Today, the Bryant area is gaining a number of new retail facilities and restaurants as a result of recent growth. These retailers include Lowe’s, Kohl’s, and Target. New restaurants include Chile’s, Ruby Tuesday, and Applebee’s. Most of the new development is along the interstate, leaving the old center of Bryant virtually unchanged. The Saline County Regional Airport is located southeast of Bryant. Bryant is served by the Mabel Boswell Memorial branch of the Saline County Library.
A competitive spirit between Benton and Bryant high school football teams led to the creation of the Salt Bowl, held every fall since 2000. The game attracts fans and alumni from all over Saline County and averages attendance of over 20,000.
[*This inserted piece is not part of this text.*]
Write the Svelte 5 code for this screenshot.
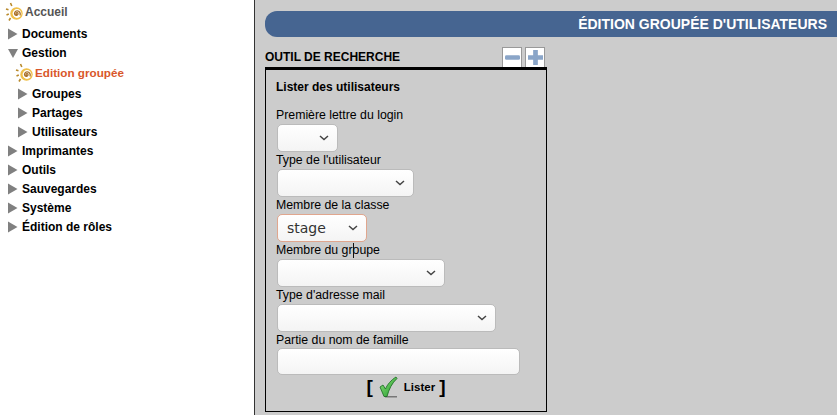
<script>
  const menu = [
    { label: 'Documents', arrow: 'right' },
    { label: 'Gestion', arrow: 'down' },
    { label: 'Edition groupée', sun: true, sub: true },
    { label: 'Groupes', arrow: 'right', sub: true },
    { label: 'Partages', arrow: 'right', sub: true },
    { label: 'Utilisateurs', arrow: 'right', sub: true },
    { label: 'Imprimantes', arrow: 'right' },
    { label: 'Outils', arrow: 'right' },
    { label: 'Sauvegardes', arrow: 'right' },
    { label: 'Système', arrow: 'right' },
    { label: 'Édition de rôles', arrow: 'right' }
  ];

  const fields = [
    { label: 'Première lettre du login', width: 61 },
    { label: "Type de l'utilisateur", width: 137 },
    { label: 'Membre de la classe', width: 90, value: 'stage' },
    { label: 'Membre du groupe', width: 168 },
    { label: "Type d'adresse mail", width: 219 }
  ];
</script>

{#snippet sun()}
  <svg class="sun" viewBox="0 0 20 20" width="20" height="20">
    <circle cx="11.500" cy="11.500" r="6.200" fill="#f0c04a" />
    <circle cx="12" cy="11.500" r="4.400" fill="#fff" />
    <path d="M12 12.700a1 1 0 1 1 1-1.400c.3 1.600-1.800 2.800-3 1.500-1.200-1.500 0-4 2.200-3.900 2.400.1 3.600 2.500 2.800 4.500" fill="none" stroke="#a8702a" stroke-width="1.300" />
    <path d="M5.500 1l1.300 3M1 7l2.500.8M1.500 13l2.300-1M4 18.500l1.500-2.500" stroke="#b98a2c" stroke-width="1.600" fill="none" />
  </svg>
{/snippet}

<div class="page">
  <nav class="sidebar">
    <div class="home">
      {@render sun()}
      <span>Accueil</span>
    </div>
    <ul>
      {#each menu as item}
        <li class:sub={item.sub} class:current={item.sun}>
          {#if item.sun}
            {@render sun()}
          {:else if item.arrow === 'down'}
            <svg class="arrow" viewBox="0 0 10 12" width="10" height="12"><path d="M0 2h10L5 11z" fill="#808080" /></svg>
          {:else}
            <svg class="arrow" viewBox="0 0 10 12" width="10" height="12"><path d="M0 .5l9.500 5.500L0 11.500z" fill="#808080" /></svg>
          {/if}
          <span>{item.label}</span>
        </li>
      {/each}
    </ul>
  </nav>

  <main class="content">
    <h1 class="banner">ÉDITION GROUPÉE D'UTILISATEURS</h1>

    <div class="tool">
      <div class="tool-head">
        <h2>OUTIL DE RECHERCHE</h2>
        <div class="toggles">
          <button type="button" aria-label="Réduire">
            <svg viewBox="0 0 16 16" width="15" height="15"><rect x="0" y="5.500" width="16" height="5" rx="1.500" fill="#8aa5c8" /></svg>
          </button>
          <button type="button" aria-label="Agrandir">
            <svg viewBox="0 0 16 16" width="15" height="15"><path d="M5.500 0h5v5.500H16v5h-5.500V16h-5v-5.500H0v-5h5.500z" fill="#8aa5c8" /></svg>
          </button>
        </div>
      </div>

      <form class="panel">
        <h3>Lister des utilisateurs</h3>

        {#each fields as field}
          <label class="field">
            <span>{field.label}</span>
            <span class="select" style:width="{field.width}px" class:filled={field.value}>
              <select>
                {#if field.value}<option>{field.value}</option>{:else}<option></option>{/if}
              </select>
              <svg viewBox="0 0 10 6" width="10" height="6"><path d="M1 1l4 3.500L9 1" fill="none" stroke="#444" stroke-width="1.500" /></svg>
            </span>
          </label>
        {/each}

        <label class="field last">
          <span>Partie du nom de famille</span>
          <input type="text" />
        </label>

        <div class="submit">
          <span class="bracket">[</span>
          <svg viewBox="0 0 20 22" width="20" height="22">
            <defs>
              <linearGradient id="tick" x1="0" y1="0" x2="1" y2="1">
                <stop offset="0" stop-color="#8fe07a" />
                <stop offset="1" stop-color="#1f9a2c" />
              </linearGradient>
            </defs>
            <rect x="6" y="20" width="12" height="1.500" fill="#777" />
            <path d="M1 11l3-2 2.500 4C8 9 12 4 17 1l1 1.500C13 7 10 13 8 20.500H5z" fill="url(#tick)" stroke="#17691f" stroke-width="0.800" />
          </svg>
          <span class="go">Lister</span>
          <span class="bracket">]</span>
        </div>
      </form>
    </div>

    <!-- mouse pointer caught in the screenshot -->
    <div class="ibeam"></div>
  </main>
</div>

<style>
  :global(body) {
    margin: 0;
    overflow: hidden;
  }

  .page {
    display: flex;
    width: 837px;
    height: 415px;
    overflow: hidden;
    font-family: "Liberation Sans", Arial, sans-serif;
    font-size: 12px;
    color: #000;
    background: #ccc;
  }

  .sidebar {
    width: 255px;
    flex: none;
    box-sizing: border-box;
    background: #fff;
    border-right: 1px solid #333;
    font-weight: bold;
    padding: 2px 0 0 5px;
  }

  .home,
  li {
    display: flex;
    align-items: center;
    height: 19px;
  }

  .home {
    height: 20px;
    color: #555;
  }

  ul {
    list-style: none;
    margin: 0;
    padding: 2px 0 0 3px;
  }

  li .arrow {
    width: 10px;
    flex: none;
    margin-right: 4px;
  }

  li.sub {
    padding-left: 10px;
  }

  li.current {
    height: 21px;
    padding-bottom: 1px;
    color: #d9572b;
    font-size: 11.700px;
  }

  li.current .sun {
    margin-left: -3px;
  }

  .sun {
    flex: none;
  }

  .content {
    position: relative;
    flex: 1;
    padding: 11px 0 0 10px;
    min-width: 0;
  }

  .banner {
    margin: 0;
    height: 26px;
    line-height: 26px;
    box-sizing: border-box;
    padding-right: 10px;
    text-align: right;
    font-size: 14px;
    font-weight: bold;
    color: #fff;
    background: #466591;
    border-radius: 12px 0 0 12px;
  }

  .tool {
    width: 282px;
    margin-top: 10px;
  }

  .tool-head {
    display: flex;
    justify-content: space-between;
    align-items: flex-end;
    height: 20px;
  }

  h2 {
    margin: 0 0 3px;
    font-size: 12px;
  }

  .toggles {
    display: flex;
    gap: 3px;
    margin-right: 2px;
  }

  .toggles button {
    width: 20px;
    height: 20px;
    padding: 0;
    display: flex;
    align-items: center;
    justify-content: center;
    background: #fff;
    border: 1px solid #999;
    border-bottom: 0;
  }

  .panel {
    height: 345px;
    box-sizing: border-box;
    border: 1px solid #000;
    border-top-width: 3px;
    padding: 10px 10px 0;
  }

  h3 {
    margin: 0 0 14px;
    font-size: 12px;
    line-height: 14px;
  }

  .field {
    display: block;
    line-height: 14px;
    margin-bottom: 1px;
    font-size: 12.300px;
  }

  .field > span:first-child {
    display: block;
    height: 16px;
  }

  .field.last {
    margin-bottom: 0;
  }

  .field.last > span:first-child {
    height: 15px;
  }

  .select {
    position: relative;
    display: block;
    height: 28px;
    margin-left: 1px;
  }

  select,
  input {
    display: block;
    width: 100%;
    height: 100%;
    box-sizing: border-box;
    appearance: none;
    margin: 0;
    border: 1px solid #bbb;
    border-radius: 5px;
    background: linear-gradient(#fff, #f4f4f4);
    font-family: "Liberation Sans", Arial, sans-serif;
  }

  .select svg {
    position: absolute;
    right: 9px;
    top: 11px;
  }

  .filled select {
    border-color: #e0a68e;
    padding-left: 9px;
    font-family: "DejaVu Sans", sans-serif;
    font-size: 14px;
    color: #333;
  }

  input {
    width: 243px;
    height: 27px;
    margin-left: 1px;
  }

  .submit {
    display: flex;
    align-items: center;
    justify-content: center;
    height: 24px;
    font-size: 11.500px;
    font-weight: bold;
  }

  .bracket {
    font-size: 19px;
    line-height: 20px;
  }

  .go {
    margin: 0 4px 0 5px;
  }

  .submit svg {
    margin-left: 6px;
  }

  .ibeam {
    position: absolute;
    left: 98px;
    top: 243px;
    width: 1px;
    height: 15px;
    background: #111;
  }
</style>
Bryant is home to several notable figures: Scott Suggs, who won one million dollars in the Forrest Wood Cup fishing tournament in 2007, and Sean Michel, who was a contestant on American Idol, both have local fame. In addition, Shane Broadway, who was born in Benton and raised in Bryant, has served as a member of the Arkansas House of Representatives, speaker of the House, a member of the Arkansas Senate, and interim director of the Arkansas Department of Higher Education. He was then appointed vice president of governmental relations at Arkansas State University (ASU) in Jonesboro (Craighead County).
For additional information:
Boswell, Mabel Lawson, and Valine Boswell Mayer. Bryant Profiles, 1828–1976. Bryant, AR: Bryant Bicentennial Committee, 1976.
Bryant Chamber of Commerce. http://www.bryantchamber.com/ (accessed August 3, 2018).
Rewes, Lawson. “In Thee We Are Sheltered.” Unpublished manuscript. Arkansas Collection. Saline County Library, Benton, Arkansas.